#### TASK GOAL
Your task is to give the listing below back word for word, pictures excluded.

[begin SOURCE DATA]

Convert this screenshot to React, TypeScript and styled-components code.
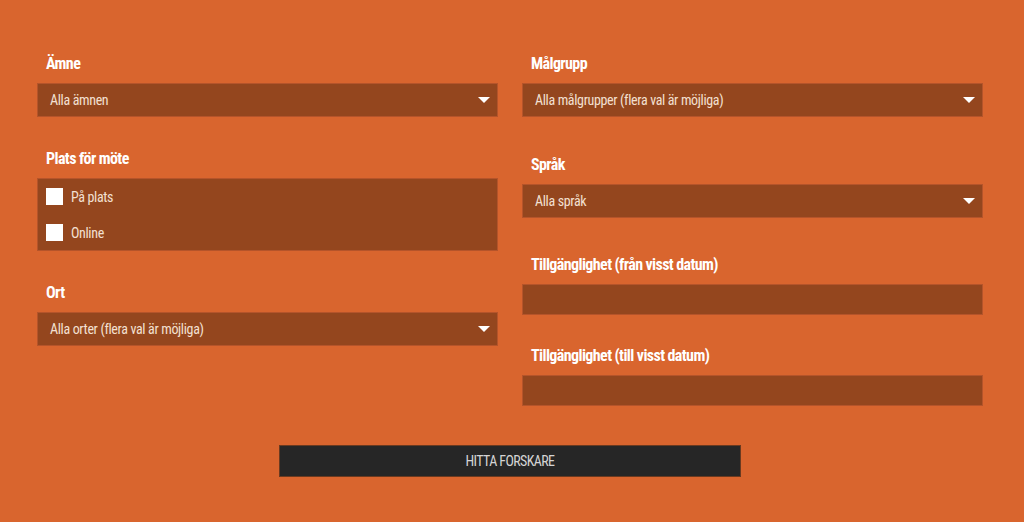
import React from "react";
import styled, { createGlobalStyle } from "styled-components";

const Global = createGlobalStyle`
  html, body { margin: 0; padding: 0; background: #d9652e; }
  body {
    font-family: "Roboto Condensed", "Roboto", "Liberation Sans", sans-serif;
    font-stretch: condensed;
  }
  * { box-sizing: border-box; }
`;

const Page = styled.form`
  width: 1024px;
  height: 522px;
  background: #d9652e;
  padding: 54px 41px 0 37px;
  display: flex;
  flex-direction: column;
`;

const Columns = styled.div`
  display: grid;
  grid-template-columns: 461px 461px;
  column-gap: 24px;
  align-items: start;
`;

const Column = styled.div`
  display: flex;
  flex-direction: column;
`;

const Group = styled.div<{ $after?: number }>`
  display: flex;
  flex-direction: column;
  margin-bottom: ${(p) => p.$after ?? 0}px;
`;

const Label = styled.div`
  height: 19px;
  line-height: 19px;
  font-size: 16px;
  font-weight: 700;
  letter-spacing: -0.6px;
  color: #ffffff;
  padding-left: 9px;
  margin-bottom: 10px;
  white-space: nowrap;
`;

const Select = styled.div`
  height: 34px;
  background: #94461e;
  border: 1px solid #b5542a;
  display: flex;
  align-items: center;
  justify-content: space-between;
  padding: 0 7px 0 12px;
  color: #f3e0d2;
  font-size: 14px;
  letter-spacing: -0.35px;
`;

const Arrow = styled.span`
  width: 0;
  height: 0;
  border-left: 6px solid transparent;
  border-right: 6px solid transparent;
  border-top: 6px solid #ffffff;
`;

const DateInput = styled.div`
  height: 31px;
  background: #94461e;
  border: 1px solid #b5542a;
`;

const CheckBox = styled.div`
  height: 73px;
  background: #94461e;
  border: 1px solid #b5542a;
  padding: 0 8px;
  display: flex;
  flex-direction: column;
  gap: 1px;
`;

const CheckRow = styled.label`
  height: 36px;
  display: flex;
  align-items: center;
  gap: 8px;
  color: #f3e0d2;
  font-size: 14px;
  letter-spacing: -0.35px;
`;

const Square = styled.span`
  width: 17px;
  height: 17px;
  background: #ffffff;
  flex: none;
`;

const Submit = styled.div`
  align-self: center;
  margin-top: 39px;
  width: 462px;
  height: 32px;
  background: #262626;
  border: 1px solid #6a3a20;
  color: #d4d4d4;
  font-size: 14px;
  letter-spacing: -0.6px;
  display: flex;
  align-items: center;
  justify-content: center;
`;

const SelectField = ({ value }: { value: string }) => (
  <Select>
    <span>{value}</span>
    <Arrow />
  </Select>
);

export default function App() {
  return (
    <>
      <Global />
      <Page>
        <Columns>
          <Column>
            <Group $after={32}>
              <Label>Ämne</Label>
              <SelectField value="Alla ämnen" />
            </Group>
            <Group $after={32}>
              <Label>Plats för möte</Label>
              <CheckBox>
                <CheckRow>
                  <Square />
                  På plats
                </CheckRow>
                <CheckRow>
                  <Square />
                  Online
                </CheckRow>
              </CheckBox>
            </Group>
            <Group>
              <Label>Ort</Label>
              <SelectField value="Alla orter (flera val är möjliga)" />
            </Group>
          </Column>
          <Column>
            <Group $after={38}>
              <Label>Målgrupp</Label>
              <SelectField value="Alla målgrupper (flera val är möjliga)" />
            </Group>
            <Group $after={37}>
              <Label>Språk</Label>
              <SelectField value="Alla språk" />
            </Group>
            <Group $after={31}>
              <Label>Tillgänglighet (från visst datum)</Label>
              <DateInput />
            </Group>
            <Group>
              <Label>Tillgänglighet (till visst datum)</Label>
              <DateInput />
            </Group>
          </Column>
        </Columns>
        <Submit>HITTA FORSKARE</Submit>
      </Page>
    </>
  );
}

[end SOURCE DATA]

#### CORRECT ANSWER
Convert this screenshot to React, TypeScript and styled-components code.
import React from "react";
import styled, { createGlobalStyle } from "styled-components";

const Global = createGlobalStyle`
  html, body { margin: 0; padding: 0; background: #d9652e; }
  body {
    font-family: "Roboto Condensed", "Roboto", "Liberation Sans", sans-serif;
    font-stretch: condensed;
  }
  * { box-sizing: border-box; }
`;

const Page = styled.form`
  width: 1024px;
  height: 522px;
  background: #d9652e;
  padding: 54px 41px 0 37px;
  display: flex;
  flex-direction: column;
`;

const Columns = styled.div`
  display: grid;
  grid-template-columns: 461px 461px;
  column-gap: 24px;
  align-items: start;
`;

const Column = styled.div`
  display: flex;
  flex-direction: column;
`;

const Group = styled.div<{ $after?: number }>`
  display: flex;
  flex-direction: column;
  margin-bottom: ${(p) => p.$after ?? 0}px;
`;

const Label = styled.div`
  height: 19px;
  line-height: 19px;
  font-size: 16px;
  font-weight: 700;
  letter-spacing: -0.6px;
  color: #ffffff;
  padding-left: 9px;
  margin-bottom: 10px;
  white-space: nowrap;
`;

const Select = styled.div`
  height: 34px;
  background: #94461e;
  border: 1px solid #b5542a;
  display: flex;
  align-items: center;
  justify-content: space-between;
  padding: 0 7px 0 12px;
  color: #f3e0d2;
  font-size: 14px;
  letter-spacing: -0.35px;
`;

const Arrow = styled.span`
  width: 0;
  height: 0;
  border-left: 6px solid transparent;
  border-right: 6px solid transparent;
  border-top: 6px solid #ffffff;
`;

const DateInput = styled.div`
  height: 31px;
  background: #94461e;
  border: 1px solid #b5542a;
`;

const CheckBox = styled.div`
  height: 73px;
  background: #94461e;
  border: 1px solid #b5542a;
  padding: 0 8px;
  display: flex;
  flex-direction: column;
  gap: 1px;
`;

const CheckRow = styled.label`
  height: 36px;
  display: flex;
  align-items: center;
  gap: 8px;
  color: #f3e0d2;
  font-size: 14px;
  letter-spacing: -0.35px;
`;

const Square = styled.span`
  width: 17px;
  height: 17px;
  background: #ffffff;
  flex: none;
`;

const Submit = styled.div`
  align-self: center;
  margin-top: 39px;
  width: 462px;
  height: 32px;
  background: #262626;
  border: 1px solid #6a3a20;
  color: #d4d4d4;
  font-size: 14px;
  letter-spacing: -0.6px;
  display: flex;
  align-items: center;
  justify-content: center;
`;

const SelectField = ({ value }: { value: string }) => (
  <Select>
    <span>{value}</span>
    <Arrow />
  </Select>
);

export default function App() {
  return (
    <>
      <Global />
      <Page>
        <Columns>
          <Column>
            <Group $after={32}>
              <Label>Ämne</Label>
              <SelectField value="Alla ämnen" />
            </Group>
            <Group $after={32}>
              <Label>Plats för möte</Label>
              <CheckBox>
                <CheckRow>
                  <Square />
                  På plats
                </CheckRow>
                <CheckRow>
                  <Square />
                  Online
                </CheckRow>
              </CheckBox>
            </Group>
            <Group>
              <Label>Ort</Label>
              <SelectField value="Alla orter (flera val är möjliga)" />
            </Group>
          </Column>
          <Column>
            <Group $after={38}>
              <Label>Målgrupp</Label>
              <SelectField value="Alla målgrupper (flera val är möjliga)" />
            </Group>
            <Group $after={37}>
              <Label>Språk</Label>
              <SelectField value="Alla språk" />
            </Group>
            <Group $after={31}>
              <Label>Tillgänglighet (från visst datum)</Label>
              <DateInput />
            </Group>
            <Group>
              <Label>Tillgänglighet (till visst datum)</Label>
              <DateInput />
            </Group>
          </Column>
        </Columns>
        <Submit>HITTA FORSKARE</Submit>
      </Page>
    </>
  );
}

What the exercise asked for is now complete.